Award-winning sommelier Emma oversees the various drawcard food and drinks venues in one of Perth’s best destinations. She shared with us some of the wines that have shaped her journey in wine.
Frankland Estate Olmo’s Reward
“My mum and dad are friends with the owners of this estate, so when I was 18, they took me to the Flowering of the Vine annual event. I was blown away by the people ad discussions at this lunch. We did a flight of back-vintage Olmo’s Reward wines, and it was the first time I’d experienced reds in that way. Being there with the winemakers and owners, and hearing their stories, resonated with me, and it was a defining moment in realising what makes wine so special.”
Armand Rousseau Charmes-Chambertin
“The first time I tried it, I was at the Botanical in Melbourne, where you can buy wine from the store and drink it in the restaurant for the retail price, which I hadn’t come across in Perth. So, we bought this bottle of 1995 Grand Cru, and it was quite affordable given we got to drink it in a dining environment. That was the start of an expensive love affair with Burgundy, which continued until I had children and had to spend money on other things.”
“The first time I drank this gamay was in Melbourne at City Wine Shop, and I was excited to see it on the list because I’d heard about it and wanted to try it. As soon as I did, I knew I needed more of it in my life. They make such a small amount, so any time I see this gamay, no matter where I am, I’ll buy it. It’s beautifully concentrated, clean, complex and consistent.”

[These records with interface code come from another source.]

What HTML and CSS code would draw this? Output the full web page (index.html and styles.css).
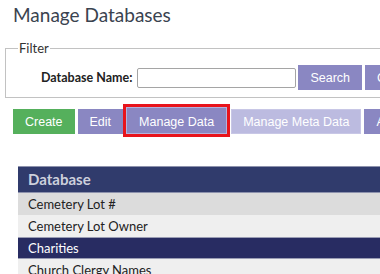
FILE: index.html
```html
<!DOCTYPE html>
<html lang="en">
<head>
    <meta charset="UTF-8">
    <title>Manage Databases</title>
    <link rel="stylesheet" href="styles.css">
</head>
<body>
    <div class="page">
        <h1 class="page-title">Manage Databases</h1>

        <!-- Filter -->
        <fieldset class="filter">
            <legend>Filter</legend>
            <div class="filter-row">
                <label for="db-name">Database Name:</label>
                <input type="text" id="db-name" class="text-input">
                <button class="btn btn-purple">Search</button>
                <button class="btn btn-purple">Clear</button>
            </div>
        </fieldset>

        <!-- Toolbar -->
        <div class="toolbar">
            <button class="btn btn-green">Create</button>
            <button class="btn btn-purple">Edit</button>
            <button class="btn btn-purple btn-active">Manage Data</button>
            <button class="btn btn-disabled">Manage Meta Data</button>
            <button class="btn btn-purple">Access</button>
        </div>

        <!-- Databases -->
        <div class="db-table">
            <div class="db-head">Database</div>
            <div class="db-row row-grey">Cemetery Lot #</div>
            <div class="db-row">Cemetery Lot Owner</div>
            <div class="db-row row-selected">Charities</div>
            <div class="db-row">Church Clergy Names</div>
        </div>
    </div>
</body>
</html>
```

FILE: styles.css
```css
* {
    margin: 0;
    padding: 0;
    box-sizing: border-box;
}

body {
    background-color: #fff;
    color: #333;
    font-family: 'Lato', sans-serif;
    overflow: hidden;
}

.page {
    width: 640px;
}

.page-title {
    font-size: 19px;
    font-weight: normal;
    color: #3a4350;
    line-height: 24px;
    padding: 3px 0 0 13px;
}

.filter {
    margin: 13px 0 0 5px;
    border: 1px solid #c2c2c2;
    padding: 9px 10px 7px 10px;
}

.filter legend {
    font-size: 13px;
    color: #333;
    margin-left: 2px;
    padding: 0 1px;
}

.filter-row {
    display: flex;
    align-items: center;
    padding-left: 25px;
}

.filter-row label {
    font-size: 12.5px;
    font-weight: bold;
    color: #222;
    margin-right: 5px;
}

.text-input {
    width: 159px;
    height: 20px;
    border: 1px solid #a5a5a5;
    border-radius: 2px;
    margin-right: 2px;
}

.btn {
    font-family: 'Liberation Sans', Arial, sans-serif;
    font-size: 12.5px;
    color: #fff;
    height: 25px;
    padding: 0 11px;
    border: 1px solid transparent;
    margin-right: 3px;
    cursor: pointer;
}

.btn-green {
    background-color: #55b05c;
}

.btn-purple {
    background-color: #8a87c2;
}

.btn-disabled {
    background-color: #bcbbe0;
    border-color: #c8c7e6;
}

.btn-active {
    height: 27px;
    border-color: #b4b2dc;
    outline: 3px solid #e8141c;
    padding: 2px 12px 0;
    margin-right: 4px;
}

.toolbar {
    display: flex;
    align-items: flex-end;
    margin: 9px 0 0 13px;
}

.db-table {
    margin: 32px 0 0 18px;
    font-size: 13px;
    color: #222;
}

.db-head {
    background-color: #303b6c;
    color: #cdd0dc;
    font-size: 15px;
    font-weight: bold;
    height: 27px;
    line-height: 25px;
    padding-left: 10px;
    border-top: 1px solid #8d92ad;
    border-bottom: 1px solid #8d92ad;
}

.db-row {
    height: 22px;
    line-height: 22px;
    padding-left: 10px;
    background-color: #efefef;
}

.row-grey {
    background-color: #dcdcdc;
}

.row-selected {
    background-color: #282c62;
    color: #fff;
    border-top: 1px solid #9a9db4;
    border-bottom: 1px solid #9a9db4;
    line-height: 20px;
}
```
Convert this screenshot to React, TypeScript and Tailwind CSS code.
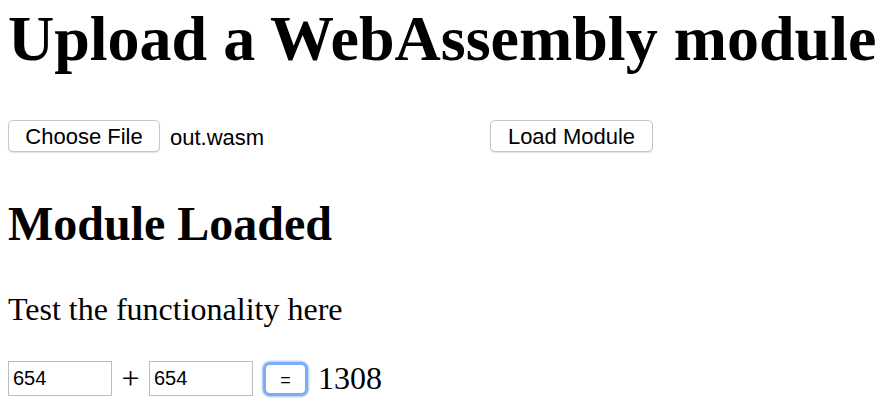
import React, { useState } from 'react';

const sans = "font-['Liberation_Sans',Arial,sans-serif]";

export default function App() {
  const [a, setA] = useState('654');
  const [b, setB] = useState('654');
  const [sum, setSum] = useState('1308');

  return (
    <div className="min-h-screen bg-white px-2 text-black font-['Liberation_Serif','Times_New_Roman',serif] text-[32px]">
      <h1 className="pt-[2px] text-[64px] leading-[74px] font-bold whitespace-nowrap">Upload a WebAssembly module</h1>

      <div className="mt-[44px] flex h-[32px] items-center">
        <div className="flex w-[482px] items-center">
          <button className={`${sans} h-[32px] w-[152px] rounded-[5px] border border-[#c6c6c6] bg-white pt-[2px] text-[22px] leading-none shadow-[0_1px_1px_rgba(0,0,0,0.12)]`}>
            Choose File
          </button>
          <span className={`${sans} ml-[10px] pt-[2px] text-[22px]`}>out.wasm</span>
        </div>
        <button className={`${sans} h-[32px] w-[163px] rounded-[5px] border border-[#c6c6c6] bg-white pt-[2px] text-[22px] leading-none shadow-[0_1px_1px_rgba(0,0,0,0.12)]`}>
          Load Module
        </button>
      </div>

      <h2 className="mt-[44px] text-[48px] leading-[55px] font-bold">Module Loaded</h2>

      <p className="mt-[40px] leading-[37px]">Test the functionality here</p>

      <div className="mt-[33px] flex h-[35px] items-center">
        <input
          value={a}
          onChange={(e) => setA(e.target.value)}
          className={`${sans} h-[35px] w-[104px] border border-[#bdbdbd] px-[4px] text-[20px] outline-none`}
        />
        <span className="w-[37px] text-center leading-[37px]">+</span>
        <input
          value={b}
          onChange={(e) => setB(e.target.value)}
          className={`${sans} h-[35px] w-[104px] border border-[#bdbdbd] px-[4px] text-[20px] outline-none`}
        />
        <button
          onClick={() => setSum(String(Number(a) + Number(b)))}
          className={`${sans} ml-[10px] h-[34px] w-[45px] rounded-[7px] border-[3px] border-[#7badf2] bg-white pt-[3px] text-[18px] leading-none shadow-[0_0_0_1.5px_#c2d8f8]`}
        >
          =
        </button>
        <span className="ml-[10px] leading-[37px]">{sum}</span>
      </div>
    </div>
  );
}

For this finalist of the 2019 Sommeliers Australia Education Scholarship and wine team member of Marion in Melbourne, the most significant bottles she has sampled came with a lesson.
2005 Moortangi Cambrian Shiraz
“I came across this wine at my first ‘real’ restaurant job at Bloodwood [in Sydney]. I was so green, I’d only just learned the difference between shiraz and pinot noir! I remember trying every bottle on the wine list, and all of the reds tasted like what I knew red wine to taste like – except for this shiraz. It had so much body, dark fruit and spice – it wasn’t a fruit bomb either, and it had some savouriness. This wine was an ‘a-ha’ moment.”
“My Kiwi mates gifted me this Central Otago pinot as a thank you for dog-sitting, and I drank it with my housemates over dinner one night, blissfully unaware of the prestige and quality of this label. I was taken aback by how excellent it was – packed full of flavour yet also seamlessly elegant. It was one of the first times I stopped mid-glass to remind myself to savour what I was drinking. The friends who gave it to me later explained it was from one of the most reputable wineries in Otago.”
“This was another gift, organised by a dear friend for my 30th birthday at Eleven Madison Park in New York. We’d booked the tasting menu and planned to do the wine pairing as well – it was all prepaid and prearranged. Unbeknown to me, this friend organised for this Champagne to be served on arrival, and we ended up drinking this with all seven courses! I was surprised how few times the wine jarred with the food, and also made me understand the connection people have with Champagne on an emotional level.”
“Brave Souls Wine is a collaboration with Simon Cowham and Corey Ryan of Sons of Eden – I source the fruit from them and use their winery, and I really think I found the two most amazing mentors on this very first project by having people on my side who support me along the way. When you suddenly start making wine for yourself, it’s very different, so it’s really important you have the right people with the right mindset. I’ve been very lucky with these guys.
With Brave Souls Wine, I make three wines – a riesling, shiraz and a grenache shiraz mourvedre [the debut releases scored 95, 96 and 96 respectively in the 2019 Halliday Wine Companion]. I’m trying to make something that’s fun to drink, but that also underlines the terroir. It’s not about putting just another wine out there, but something that represents the region in a beautiful way. It’s about having a wine that is pure and can bring people together to drink now, and not have to put it away for 20 years to understand it. I love to drink aged wines too, but isn’t it about being present and enjoying the wine in the moment? For now, I’m just concentrating on those three wines so I can focus on their quality. I want to keep it fun and enjoyable.”
International Women’s Day is celebrated on March 8.